Methuselah, King Clone, and Pando...
I've been operating under the belief that the oldest living thing on Earth was "Methuselah," a pine tree in the Inyo National Forest, said to be more than 4,800 years old, predating the Great Pyramids of Egypt.
So, we were in Joshua Tree this weekend and (outside the park) I stole a couple of small branches from the omnipresent Creosote Bush, which makes the desert smell so nice after a rain. (I've put one of the branches in our shower and yup, the Venetian homestead is flooded with amazing Sonoran scents.) I've long been drawn to creosote, don't know why. A little research shows that right there, where we were this weekend, just east of Old Woman Springs Road, there's a Creosote Bush that is estimated to be 11,700 years old! It's called King Clone, and I'm wondering why Methuselah gets all the press when King Clone beats it several times over?
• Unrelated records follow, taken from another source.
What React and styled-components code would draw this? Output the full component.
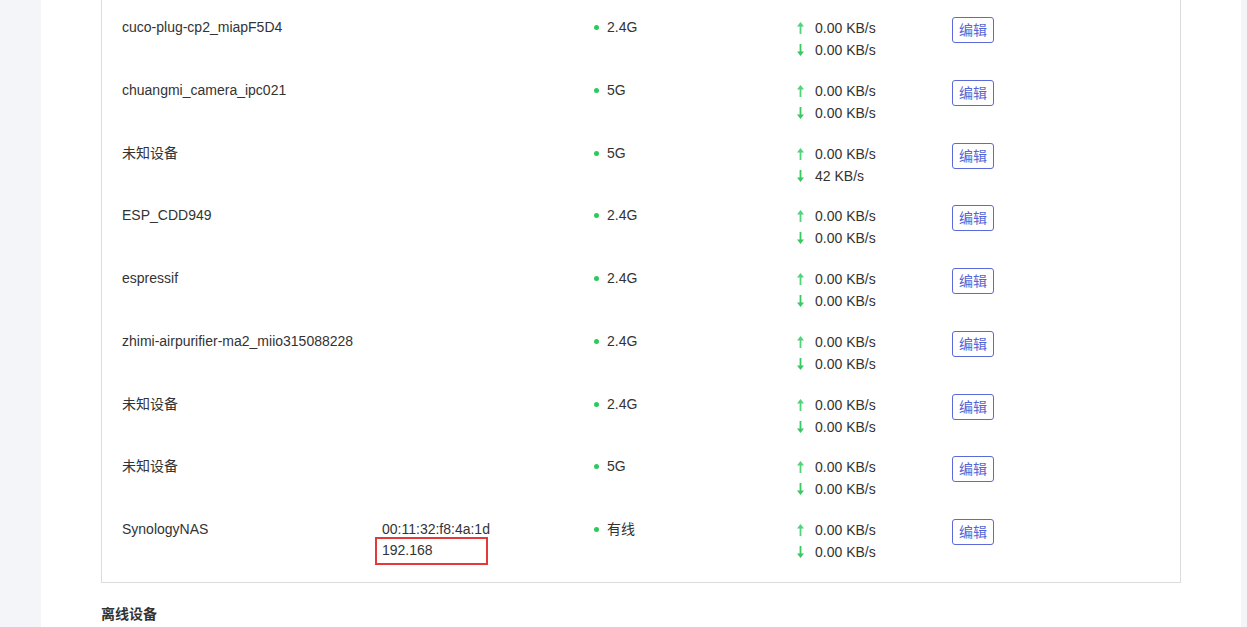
import React from 'react';
import styled, { createGlobalStyle } from 'styled-components';

const GlobalStyle = createGlobalStyle`
	html, body {
		margin: 0;
		padding: 0;
		background: #ffffff;
	}
	body {
		font-family: 'Liberation Sans', Arial, 'Noto Sans CJK SC', sans-serif;
		font-size: 14px;
		color: #333333;
	}
`;

const Page = styled.div`
	display: flex;
	height: 627px;
	overflow: hidden;
	background: #f4f5f9;
`;

const Main = styled.main`
	flex: 1;
	background: #ffffff;
	margin: 0 6px 0 41px;
	padding: 0 60px 0 60px;
`;

const DeviceBox = styled.section`
	border: 1px solid #dcdcdc;
	border-top: none;
	padding: 17px 0 19px 20px;
	display: flex;
	flex-direction: column;
	gap: 18.75px;
`;

const Row = styled.div`
	display: grid;
	grid-template-columns: 260px 212px 206px 152px 1fr;
	align-items: start;
	min-height: 44px;
	line-height: 21px;
`;

const Name = styled.div`
	line-height: 20px;
`;

const Address = styled.div`
	display: flex;
	flex-direction: column;
	line-height: 21px;
	margin-top: 0;
`;

const Ip = styled.span`
	position: relative;
	align-self: flex-start;
`;

const Marker = styled.span`
	position: absolute;
	left: -7px;
	top: -3px;
	width: 113px;
	height: 28px;
	box-sizing: border-box;
	border: 2px solid #e2393b;
`;

const Band = styled.div`
	display: flex;
	align-items: center;
	gap: 8px;
	line-height: 20px;
	&::before {
		content: '';
		width: 5px;
		height: 5px;
		border-radius: 50%;
		background: #2ec95c;
		margin-top: 1px;
	}
`;

const Speeds = styled.div`
	display: flex;
	flex-direction: column;
	line-height: 22px;
`;

const Speed = styled.div`
	display: flex;
	align-items: center;
	gap: 11px;
	margin-left: -3px;
`;

const Arrow = ({ down }) => (
	<svg width="7" height="12" viewBox="0 0 7 12" style={{ transform: down ? 'rotate(180deg)' : 'none' }}>
		<path d="M3.5 0 L7 4.5 L4.4 4.5 L4.4 12 L2.6 12 L2.6 4.5 L0 4.5 Z" fill={down ? '#39c862' : '#4fd47a'} />
	</svg>
);

const EditButton = styled.button`
	justify-self: start;
	height: 26px;
	padding: 0 6px;
	border: 1px solid #5b6ad8;
	border-radius: 3px;
	background: #ffffff;
	color: #5565d6;
	font-family: 'Liberation Sans', 'Noto Sans CJK SC', sans-serif;
	font-size: 14px;
	line-height: 22px;
	cursor: pointer;
`;

const SectionTitle = styled.h3`
	margin: 20px 0 0;
	font-size: 14px;
	font-weight: bold;
	color: #333333;
`;

const devices = [
	{ name: 'cuco-plug-cp2_miapF5D4', band: '2.4G', up: '0.00 KB/s', down: '0.00 KB/s' },
	{ name: 'chuangmi_camera_ipc021', band: '5G', up: '0.00 KB/s', down: '0.00 KB/s' },
	{ name: '未知设备', band: '5G', up: '0.00 KB/s', down: '42 KB/s' },
	{ name: 'ESP_CDD949', band: '2.4G', up: '0.00 KB/s', down: '0.00 KB/s' },
	{ name: 'espressif', band: '2.4G', up: '0.00 KB/s', down: '0.00 KB/s' },
	{ name: 'zhimi-airpurifier-ma2_miio315088228', band: '2.4G', up: '0.00 KB/s', down: '0.00 KB/s' },
	{ name: '未知设备', band: '2.4G', up: '0.00 KB/s', down: '0.00 KB/s' },
	{ name: '未知设备', band: '5G', up: '0.00 KB/s', down: '0.00 KB/s' },
	{ name: 'SynologyNAS', mac: '00:11:32:f8:4a:1d', ip: '192.168', band: '有线', up: '0.00 KB/s', down: '0.00 KB/s' },
];

const App = () => (
	<>
		<GlobalStyle />
		<Page>
			<Main>
				<DeviceBox>
					{devices.map((d, i) => (
						<Row key={i}>
							<Name>{d.name}</Name>
							<Address>
								{d.mac && <span>{d.mac}</span>}
								{d.ip && (
									<Ip>
										{d.ip}
										<Marker />
									</Ip>
								)}
							</Address>
							<Band>{d.band}</Band>
							<Speeds>
								<Speed>
									<Arrow />
									{d.up}
								</Speed>
								<Speed>
									<Arrow down />
									{d.down}
								</Speed>
							</Speeds>
							<EditButton>编辑</EditButton>
						</Row>
					))}
				</DeviceBox>
				<SectionTitle>离线设备</SectionTitle>
			</Main>
		</Page>
	</>
);

export default App;
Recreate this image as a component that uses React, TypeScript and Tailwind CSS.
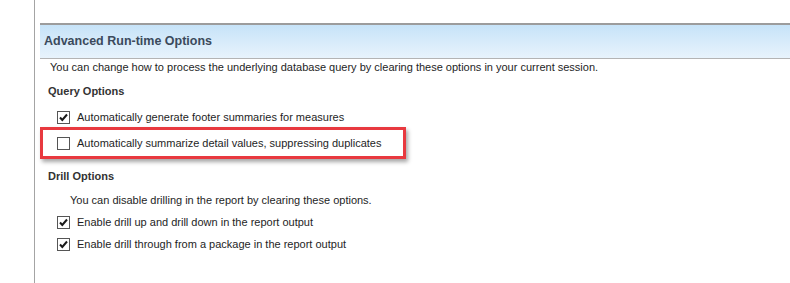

The answer lies in the name. Clonal plant systems are colonies of genetically identical plants that may or may not be connected by a single root system. They reproduce continually so that while individual plants may die, the organism lives on for, well, a long time. The oldest clonal colony known is Pando in Utah, a single male Quaking Aspen covering 107 acres with over 47,000 stems (debate rages as to whether this forest can be considered a single tree). Pando's been spreading seed for a reported 80,000 years, which is about 13 times older than Utah's Mormons believe our Earth to be.